O Brasil, neste momento, ocupa o 5º lugar no ranking mundial da fome organizado pela ONU, enquanto 42 novos bilionários brasileiros surgiram na lista da Forbes do ano de 2021. Esses são indícios de que a desigualdade social, inclusive o perfil embranquecido e elitizado de estudantes nas Universidades Públicas, especialmente nas estaduais de São Paulo, não é mais que um sintoma do processo histórico e de um projeto de país conduzido por uma elite que, principalmente no Brasil, é branca e tem sua história conectada diretamente com heranças econômicas, políticas e sociais do período escravagista. Uma política que gerou exclusão em todas as dimensões da nossa sociedade, contra pretos, pardos e indígenas, que foram e ainda são submetidos à violência constante e ao genocídio de seus corpos e culturas, durante séculos.

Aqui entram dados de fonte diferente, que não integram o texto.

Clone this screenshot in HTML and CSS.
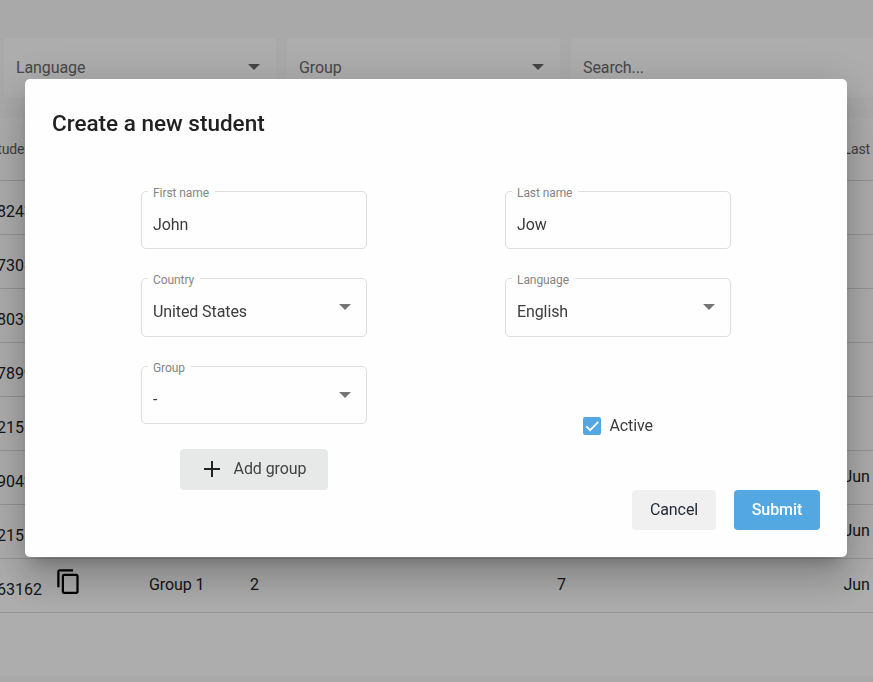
FILE: index.html
```html
<!DOCTYPE html>
<html lang="en">
<head>
<meta charset="utf-8">
<title>Students</title>
<link rel="stylesheet" href="styles.css">
</head>
<body>
<main class="page">
  <div class="filters">
    <div class="filter"><span>Language</span><i class="caret"></i></div>
    <div class="filter"><span>Group</span><i class="caret"></i></div>
    <div class="filter"><span>Search...</span></div>
  </div>
  <section class="table">
    <div class="row head"><span class="id">Student</span><span></span><span></span><span></span><span></span><span>Last</span></div>
    <div class="row"><span class="id">8243</span></div>
    <div class="row"><span class="id">7308</span></div>
    <div class="row"><span class="id">8039</span></div>
    <div class="row"><span class="id">7899</span></div>
    <div class="row"><span class="id">215</span></div>
    <div class="row"><span class="id">9042</span><span></span><span></span><span></span><span></span><span>Jun</span></div>
    <div class="row"><span class="id">215</span><span></span><span></span><span></span><span></span><span>Jun</span></div>
    <div class="row">
      <span class="id">63162</span>
      <span class="copy"><svg width="27" height="27" viewBox="0 0 24 24"><path d="M16 1H4c-1.100 0-2 .9-2 2v14h2V3h12V1zm3 4H8c-1.100 0-2 .9-2 2v14c0 1.100.9 2 2 2h11c1.100 0 2-.9 2-2V7c0-1.100-.9-2-2-2zm0 16H8V7h11v14z"/></svg></span>
      <span>Group 1</span><span>2</span><span>7</span><span>Jun</span>
    </div>
  </section>
</main>
<div class="backdrop">
  <form class="dialog">
    <h2>Create a new student</h2>
    <div class="fields">
      <div class="column">
        <div class="field"><label>First name</label><span>John</span></div>
        <div class="field tall"><label>Country</label><span>United States</span><i class="caret"></i></div>
        <div class="field"><label>Group</label><span>-</span><i class="caret"></i></div>
        <button type="button" class="add"><svg width="16" height="16" viewBox="0 0 16 16"><path d="M8 0v16M0 8h16"/></svg>Add group</button>
      </div>
      <div class="column">
        <div class="field"><label>Last name</label><span>Jow</span></div>
        <div class="field tall"><label>Language</label><span>English</span><i class="caret"></i></div>
        <div class="check"><span class="box"><svg width="18" height="18" viewBox="0 0 18 18"><path d="M3.300 9.300l3.800 3.900L15.300 4.900"/></svg></span>Active</div>
      </div>
    </div>
    <div class="actions">
      <button type="button" class="cancel">Cancel</button>
      <button type="button" class="submit">Submit</button>
    </div>
  </form>
</div>
</body>
</html>
```
FILE: styles.css
```css
* { box-sizing: border-box; }
body {
  margin: 0;
  height: 682px;
  overflow: hidden;
  background: #fafafa;
  font: 16px/20px Roboto, sans-serif;
  letter-spacing: -.1px;
  color: #212121;
}
.page { padding-top: 38px; }
.filters {
  display: grid;
  grid-template-columns: 272px 273px 320px;
  gap: 11px;
  padding-left: 4px;
}
.filter {
  height: 59px;
  padding: 0 16px 0 12px;
  display: flex;
  align-items: center;
  justify-content: space-between;
  background: #fff;
  border-radius: 4px;
  color: #6b6b6b;
}
.caret {
  width: 0;
  border: 6px solid transparent;
  border-top-color: #757575;
  border-bottom: 0;
}
.filter .caret { margin-top: -1px; border-top-color: #666; }
.table {
  margin-top: 21px;
  height: 558px;
  background: #fff;
}
.row {
  display: grid;
  grid-template-columns: 54px 95px 101px 307px 286.5px 60px;
  height: 54px;
  align-items: center;
  padding-bottom: 1px;
  border-bottom: 1px solid #dcdcdc;
}
.head {
  height: 63px;
  padding-bottom: 0;
  font-size: 14px;
  font-weight: 400;
  color: #606060;
}
.id { margin-left: -3px; padding-top: 9px; letter-spacing: 0; }
.head .id { margin-left: -11px; padding-top: 0; letter-spacing: -.1px; }
.copy { height: 28px; margin: -7px 0 0 1px; }
.backdrop {
  position: fixed;
  inset: 0;
  padding: 79px 26px 0 25px;
  background: rgba(0, 0, 0, .32);
}
.dialog {
  height: 478px;
  padding: 28px 27px 27px;
  display: flex;
  flex-direction: column;
  background: #fefefe;
  border-radius: 5px;
  box-shadow: 0 11px 15px -7px rgba(0, 0, 0, .2), 0 24px 38px 3px rgba(0, 0, 0, .14), 0 9px 46px 8px rgba(0, 0, 0, .12);
}
h2 { margin: 0; font-size: 22.5px; line-height: 32px; font-weight: 500; letter-spacing: 0; }
.fields {
  display: flex;
  gap: 138px;
  margin: 52px 0 0 89px;
}
.column {
  width: 226px;
  display: flex;
  flex-direction: column;
  gap: 29px;
}
.field {
  position: relative;
  height: 58px;
  display: flex;
  align-items: center;
  justify-content: space-between;
  padding: 10px 15px 0 11px;
  border: 1px solid #dedede;
  border-radius: 5px;
  color: #3c3c3c;
}
.tall { height: 59px; padding-top: 8px; }
.field label {
  position: absolute;
  left: 6px;
  top: -9px;
  padding: 0 6px 0 5px;
  font-size: 12px;
  line-height: 20px;
  letter-spacing: -.08px;
  background: #fefefe;
  color: #858585;
}
.field .caret { margin-top: -10px; }
.tall .caret { margin-top: -9px; }
button {
  height: 40px;
  padding: 0;
  border: 0;
  border-radius: 4px;
  font: 16px/20px Roboto, sans-serif;
  letter-spacing: -.08px;
}
.add {
  width: 148px;
  height: 41px;
  margin: -4px 0 0 39px;
  padding: 0 0 2px 2px;
  display: flex;
  align-items: center;
  justify-content: center;
  gap: 14px;
  background: #e7e9e8;
  color: #424242;
}
.add svg { fill: none; stroke: #222; stroke-width: 2; }
.check {
  display: flex;
  align-items: center;
  gap: 8.5px;
  margin: 50px 0 0 78px;
  color: #3c3c3c;
}
.box { width: 18px; height: 18px; border-radius: 2px; background: #53a8e2; }
.box svg { display: block; fill: none; stroke: #fff; stroke-width: 1.8; }
.actions { display: flex; justify-content: flex-end; gap: 18px; }
.cancel, .submit { padding-bottom: 1px; }
.cancel { width: 84px; background: #f0f0f0; color: #212b36; }
.submit { width: 86px; background: #53a8e2; color: #fff; font-weight: 500; }
```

Neste momento de ataque a todos os avanços e direitos alcançados desde o fim da Ditadura Militar, como os cortes orçamentários na educação, crescimento do discurso e violência neofascistas e, mais recentemente, a tentativa de dar andamento a PEC que prevê pagamento de mensalidade em universidades públicas. Isso tudo alimenta o sucateamento do ensino rumo aos primeiros passos em direção à privatização dessas instituições. É uma disputa contra o processo de popularização que avançou nos últimos anos.A transferência da banca de averiguação da UNICAMP para o ambiente virtual contribuirá com isso, utilizando uma plataforma privada – o Google Meet – que pode deteriorar a qualidade do processo, e prejudicar pessoas sem condições ideais de acesso, colocando em dúvida a capacidade do sistema de cotas de garantir que estas sejam destinadas às pessoas corretas, sem fraudes e com igualdade na validação.
Por isso, reforçamos que é preciso defender as bancas de averiguação presenciais na UNICAMP como continuidade do projeto das cotas raciais e sociais. A chance de retrocessos é real, e já vem se articulando por dentro das instituições e entre as forças da extrema-direita. Isso se vê na condução das bancas para o ambiente virtual, mas tem outras demonstrações muito mais graves, como a tentativa do MBL de “palestrar” no campus contra as cotas raciais. O racismo estrutural e a branquitude não recuarão a menos que a luta antirracista se organize de forma permanente. Precisamos construir a nossa resposta, defendendo e dando seguimento ao legado do movimento que construiu as cotas raciais e diputando o sentido das universidades públicas para serem gratuitas, de qualidade e com a cara do povo — um povo que é majoritariamente negro.